His experiences also, no doubt, partly inspire his confidence in third generation, or 3G, services which, he believes will start to become a reality from the middle of next year.

"If you came to Newbury [Vodafone's headquarters] right now, we could give you a demonstration of video telephony in the mobile environment. We have the systems up and working but we need dual-mode handsets," he says.

So what exactly are the services that he thinks his customers will want to shell out more for? Will it, as many suspect, be porn? Intimate photographs whizzing over the network perhaps?

While Sir Christopher insists Vodafone takes its social responsibilities seriously, he says: "We don't actually believe that [porn] is going to be a huge revenue spinner."

"That's not to say, as Julian Horn-Smith [Vodafone's chief operating officer] was saying earlier, that there won't be a hormonal drive behind people wanting to take pictures and send them to boyfriends/girlfriends. That will happen ... whether those subjects will be obscene or not, I don't know," he says.

He reckons much of the stuff people will want to send over the network will be everyday images like "sports events" or post-card style snaps.

"A picture or video of my baby son eventually walking would be good," Sir Christopher says."He's still a bottom-shuffler rather than a toddler."

Sir Christopher, who jealously guards his private life, is understandably more guarded these days. He has faced intense criticism over his pay and bonus but also over the company's strategy and its growth prospects. Not that he hasn't given as good as he's got. His dislike of the "build 'em up and knock 'em down syndrome", that he accuses the press of, is well known.

"Life is too CEO-centric," he says. "Yes, I'm the chief executive and therefore the business leader but there are many other people who deserve to get more credit than they do ... that's a bit frustrating."

Mostly, though, he takes the criticism with a pinch of salt. "I have to tell you, if you haven't got a sense of humour, then don't get in the game," he says. "And most of the stuff is stuff you can laugh off."

But it is the criticism of his pay packet, about which he has said "a lot of tosh" has been written, along with the other general Vodafone carping that recently led the company's chairman, Lord MacLaurin of Knebworth, to suggest Vodafone could up anchor and base itself somewhere else.

Is it a possibility? "It won't happen," Sir Christopher says. "You say something illustratively, as [Lord MacLaurin] did, and people interpret it literally."

Doesn't the option of living overseas sound attractive to Sir Christopher? At 54 and with a young family, and with Vodafone's empire-building days largely behind it, it must be tempting to speed up the 'succession planning' process?

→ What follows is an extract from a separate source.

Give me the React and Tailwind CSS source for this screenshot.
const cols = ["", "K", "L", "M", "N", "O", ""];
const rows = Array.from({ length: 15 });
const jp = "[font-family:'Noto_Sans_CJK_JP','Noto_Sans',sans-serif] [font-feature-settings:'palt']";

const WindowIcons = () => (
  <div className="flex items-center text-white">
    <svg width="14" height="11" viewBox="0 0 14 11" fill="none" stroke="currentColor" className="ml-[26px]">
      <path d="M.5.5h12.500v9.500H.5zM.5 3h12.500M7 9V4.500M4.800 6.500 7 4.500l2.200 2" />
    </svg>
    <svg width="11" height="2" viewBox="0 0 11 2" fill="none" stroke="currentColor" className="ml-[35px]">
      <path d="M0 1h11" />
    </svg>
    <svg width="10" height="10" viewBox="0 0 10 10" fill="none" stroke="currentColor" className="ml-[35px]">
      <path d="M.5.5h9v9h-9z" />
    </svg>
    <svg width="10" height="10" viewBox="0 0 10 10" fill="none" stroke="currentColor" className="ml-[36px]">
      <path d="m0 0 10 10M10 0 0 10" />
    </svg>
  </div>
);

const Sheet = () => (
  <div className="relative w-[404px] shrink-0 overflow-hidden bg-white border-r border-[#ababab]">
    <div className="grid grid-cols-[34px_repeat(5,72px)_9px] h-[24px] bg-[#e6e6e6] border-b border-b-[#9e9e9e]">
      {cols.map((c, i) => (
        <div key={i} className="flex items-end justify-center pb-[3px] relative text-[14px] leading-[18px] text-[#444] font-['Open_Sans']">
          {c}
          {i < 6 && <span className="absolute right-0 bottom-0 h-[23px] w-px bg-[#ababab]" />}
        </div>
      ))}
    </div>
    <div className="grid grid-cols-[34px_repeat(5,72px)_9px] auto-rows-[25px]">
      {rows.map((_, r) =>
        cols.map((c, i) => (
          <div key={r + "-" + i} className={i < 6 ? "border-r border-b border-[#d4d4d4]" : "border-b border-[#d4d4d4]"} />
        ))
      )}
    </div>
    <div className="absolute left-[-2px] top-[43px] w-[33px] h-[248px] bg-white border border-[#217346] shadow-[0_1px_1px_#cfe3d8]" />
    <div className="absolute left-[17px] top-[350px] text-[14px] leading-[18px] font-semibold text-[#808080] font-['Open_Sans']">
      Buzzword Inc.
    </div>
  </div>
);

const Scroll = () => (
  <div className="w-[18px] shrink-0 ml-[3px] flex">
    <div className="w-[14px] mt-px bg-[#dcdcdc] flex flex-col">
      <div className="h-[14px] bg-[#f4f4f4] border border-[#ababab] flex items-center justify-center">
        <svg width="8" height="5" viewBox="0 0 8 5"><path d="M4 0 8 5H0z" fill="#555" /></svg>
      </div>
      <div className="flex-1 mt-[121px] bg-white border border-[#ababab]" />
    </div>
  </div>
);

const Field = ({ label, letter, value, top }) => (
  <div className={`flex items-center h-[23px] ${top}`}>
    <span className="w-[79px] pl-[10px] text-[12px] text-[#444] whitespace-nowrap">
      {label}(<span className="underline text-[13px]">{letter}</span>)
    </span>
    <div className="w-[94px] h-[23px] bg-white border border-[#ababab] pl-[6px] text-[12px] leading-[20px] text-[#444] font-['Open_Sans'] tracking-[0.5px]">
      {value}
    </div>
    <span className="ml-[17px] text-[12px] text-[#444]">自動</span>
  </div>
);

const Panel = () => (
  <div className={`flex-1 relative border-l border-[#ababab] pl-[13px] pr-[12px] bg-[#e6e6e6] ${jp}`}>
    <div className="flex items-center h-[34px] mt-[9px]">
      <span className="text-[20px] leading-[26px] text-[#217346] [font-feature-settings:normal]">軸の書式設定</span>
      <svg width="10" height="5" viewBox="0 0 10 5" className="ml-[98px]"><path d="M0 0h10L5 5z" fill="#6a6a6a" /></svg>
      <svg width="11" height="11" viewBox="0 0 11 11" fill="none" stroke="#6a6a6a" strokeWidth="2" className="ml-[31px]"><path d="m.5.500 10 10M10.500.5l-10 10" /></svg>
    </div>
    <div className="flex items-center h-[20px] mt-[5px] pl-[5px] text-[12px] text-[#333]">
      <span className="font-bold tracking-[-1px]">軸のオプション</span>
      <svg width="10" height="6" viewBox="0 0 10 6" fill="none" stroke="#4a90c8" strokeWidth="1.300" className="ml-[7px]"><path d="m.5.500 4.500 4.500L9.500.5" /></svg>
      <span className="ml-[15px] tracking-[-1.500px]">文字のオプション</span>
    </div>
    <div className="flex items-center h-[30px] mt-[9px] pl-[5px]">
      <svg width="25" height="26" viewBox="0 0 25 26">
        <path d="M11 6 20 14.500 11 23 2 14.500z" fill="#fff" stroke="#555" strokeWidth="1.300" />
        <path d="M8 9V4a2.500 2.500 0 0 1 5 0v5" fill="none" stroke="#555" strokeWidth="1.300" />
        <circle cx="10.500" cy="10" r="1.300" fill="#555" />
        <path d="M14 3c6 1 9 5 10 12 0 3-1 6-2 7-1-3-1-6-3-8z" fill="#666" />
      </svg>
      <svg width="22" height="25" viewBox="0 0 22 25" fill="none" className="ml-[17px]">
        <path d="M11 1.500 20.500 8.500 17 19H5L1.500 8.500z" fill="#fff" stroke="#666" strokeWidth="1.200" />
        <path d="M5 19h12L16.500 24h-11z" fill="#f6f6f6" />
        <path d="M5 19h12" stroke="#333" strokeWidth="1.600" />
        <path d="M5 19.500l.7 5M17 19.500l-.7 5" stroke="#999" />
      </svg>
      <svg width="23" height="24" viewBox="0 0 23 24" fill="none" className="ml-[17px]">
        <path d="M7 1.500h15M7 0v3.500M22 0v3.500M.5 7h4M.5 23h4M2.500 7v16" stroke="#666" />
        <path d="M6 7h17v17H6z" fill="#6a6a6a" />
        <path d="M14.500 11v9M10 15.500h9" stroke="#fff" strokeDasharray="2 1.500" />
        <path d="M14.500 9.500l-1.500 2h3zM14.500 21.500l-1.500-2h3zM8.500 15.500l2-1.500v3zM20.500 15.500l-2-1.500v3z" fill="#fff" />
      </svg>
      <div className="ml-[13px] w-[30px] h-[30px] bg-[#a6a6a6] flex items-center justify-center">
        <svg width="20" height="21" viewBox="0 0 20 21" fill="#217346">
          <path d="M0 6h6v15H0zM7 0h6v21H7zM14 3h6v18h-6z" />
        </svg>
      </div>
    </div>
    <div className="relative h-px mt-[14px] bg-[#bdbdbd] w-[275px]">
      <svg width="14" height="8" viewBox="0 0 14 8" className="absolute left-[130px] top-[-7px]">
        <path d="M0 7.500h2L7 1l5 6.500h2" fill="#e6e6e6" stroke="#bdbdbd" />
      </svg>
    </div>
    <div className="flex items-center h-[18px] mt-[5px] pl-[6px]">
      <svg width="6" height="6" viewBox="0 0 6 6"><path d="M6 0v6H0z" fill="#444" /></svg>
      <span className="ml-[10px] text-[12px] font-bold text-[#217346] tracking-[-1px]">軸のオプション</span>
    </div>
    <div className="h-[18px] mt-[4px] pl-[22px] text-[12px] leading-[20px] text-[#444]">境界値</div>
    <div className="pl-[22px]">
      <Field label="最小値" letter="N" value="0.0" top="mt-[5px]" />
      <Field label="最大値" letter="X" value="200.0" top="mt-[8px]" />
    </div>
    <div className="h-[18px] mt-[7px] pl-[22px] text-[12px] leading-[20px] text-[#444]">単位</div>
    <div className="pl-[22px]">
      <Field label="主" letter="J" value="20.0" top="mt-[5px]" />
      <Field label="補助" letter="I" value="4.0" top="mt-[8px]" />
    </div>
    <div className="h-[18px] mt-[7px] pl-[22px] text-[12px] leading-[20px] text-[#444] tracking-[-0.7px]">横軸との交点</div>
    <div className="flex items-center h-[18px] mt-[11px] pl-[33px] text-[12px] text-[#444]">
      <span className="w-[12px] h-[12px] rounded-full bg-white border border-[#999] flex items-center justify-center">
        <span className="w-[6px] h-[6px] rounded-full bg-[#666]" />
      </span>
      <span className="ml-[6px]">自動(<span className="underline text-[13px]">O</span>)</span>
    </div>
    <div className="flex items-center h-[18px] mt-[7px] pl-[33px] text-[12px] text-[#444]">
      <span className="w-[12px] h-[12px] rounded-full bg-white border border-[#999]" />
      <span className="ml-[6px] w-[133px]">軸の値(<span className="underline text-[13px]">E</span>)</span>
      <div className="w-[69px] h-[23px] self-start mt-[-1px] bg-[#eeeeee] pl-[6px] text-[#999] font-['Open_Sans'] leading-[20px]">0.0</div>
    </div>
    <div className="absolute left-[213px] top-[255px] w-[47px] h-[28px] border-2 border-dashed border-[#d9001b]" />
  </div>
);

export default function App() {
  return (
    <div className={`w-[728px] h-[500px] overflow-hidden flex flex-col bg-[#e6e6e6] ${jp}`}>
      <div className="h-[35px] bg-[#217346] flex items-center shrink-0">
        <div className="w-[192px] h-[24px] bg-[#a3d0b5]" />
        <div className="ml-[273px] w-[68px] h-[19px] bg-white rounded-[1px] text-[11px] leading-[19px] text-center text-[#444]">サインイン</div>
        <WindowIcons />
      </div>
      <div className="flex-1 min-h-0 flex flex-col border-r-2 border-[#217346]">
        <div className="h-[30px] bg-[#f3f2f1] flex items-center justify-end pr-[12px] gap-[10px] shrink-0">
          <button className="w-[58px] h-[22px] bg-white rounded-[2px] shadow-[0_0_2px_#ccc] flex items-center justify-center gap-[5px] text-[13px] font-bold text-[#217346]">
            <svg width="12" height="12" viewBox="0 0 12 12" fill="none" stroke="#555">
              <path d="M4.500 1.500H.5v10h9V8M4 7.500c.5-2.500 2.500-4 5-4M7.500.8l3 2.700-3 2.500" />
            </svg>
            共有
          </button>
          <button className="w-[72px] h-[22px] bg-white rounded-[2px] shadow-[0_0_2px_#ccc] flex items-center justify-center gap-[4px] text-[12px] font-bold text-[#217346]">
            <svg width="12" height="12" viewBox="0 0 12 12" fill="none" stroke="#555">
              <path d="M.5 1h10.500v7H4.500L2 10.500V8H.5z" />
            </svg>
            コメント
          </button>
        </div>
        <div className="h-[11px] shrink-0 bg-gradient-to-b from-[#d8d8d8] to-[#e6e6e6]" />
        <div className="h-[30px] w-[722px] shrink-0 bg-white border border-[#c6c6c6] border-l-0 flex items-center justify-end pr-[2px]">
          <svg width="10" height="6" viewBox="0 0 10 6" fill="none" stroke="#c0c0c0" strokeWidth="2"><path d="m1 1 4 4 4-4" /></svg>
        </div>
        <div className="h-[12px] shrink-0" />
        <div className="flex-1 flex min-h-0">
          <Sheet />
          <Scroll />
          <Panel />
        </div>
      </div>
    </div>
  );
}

Not a bit of it, he says. There are plenty of things Sir Christopher wants to achieve. "We are very ambitious for the business," he says. "We want the brand Vodafone to be so meaningful for our customers as an experience that they never want to leave us and we want it to become the brand to which people aspire to join."

Then there is the battle with Oftel, now in the hands of the Competition Commission, that could well see the UK's mobile phone operators facing hefty regulation and more price caps.

Sir Christopher says some of Oftel's findings "didn't make any sense to us at all". "You can't actually say that competition isn't intense," he says, "And yet, Oftel, in its great wisdom, decided to intervene although it does admit it's more competitive than it used to be ... and it [Oftel] chooses, cheerily, to ignore 3G." So is there a case for tighter regulation in the mobile arena? "No, is the short answer."

Then there is the battle Vodafone is waging with the media group Vivendi Universal for control of the French telecoms group Cegetel. This afternoon [Monday] will see Vivendi in a Paris court trying to win more time to enable it to amass the cash for a counter bid for shares in Cegetel. If Sir Christopher is concerned by this latest twist, he is doing a good job of disguising it. "It [Cegetel] is a good asset and we'd like to have it," he says. "If they [Vivendi] pre-empt, it's not the end of the world but it'd be good to have it."

Evidently, for now, there is still a lot on his plate. "We believe mobile telephony is a fundamentally transforming service ... it changes the way people live," he says. "It's a great business to be engaged in."

SIR CHRISTOPHER GENT VODAFONE'S DEAL MAKER

Position: Chief executive of Vodafone

Pay: £1.2m plus bonuses

Education Archbishop Tenison's School, Oval, London

Career record: Management trainee at NatWest (1967-1971), computer services manager at Schroder (1971-1979), managing director of Baric (1979-1985), managing director of Vodafone (1985 - 1997), appointed chief executive of Vodafone 1997.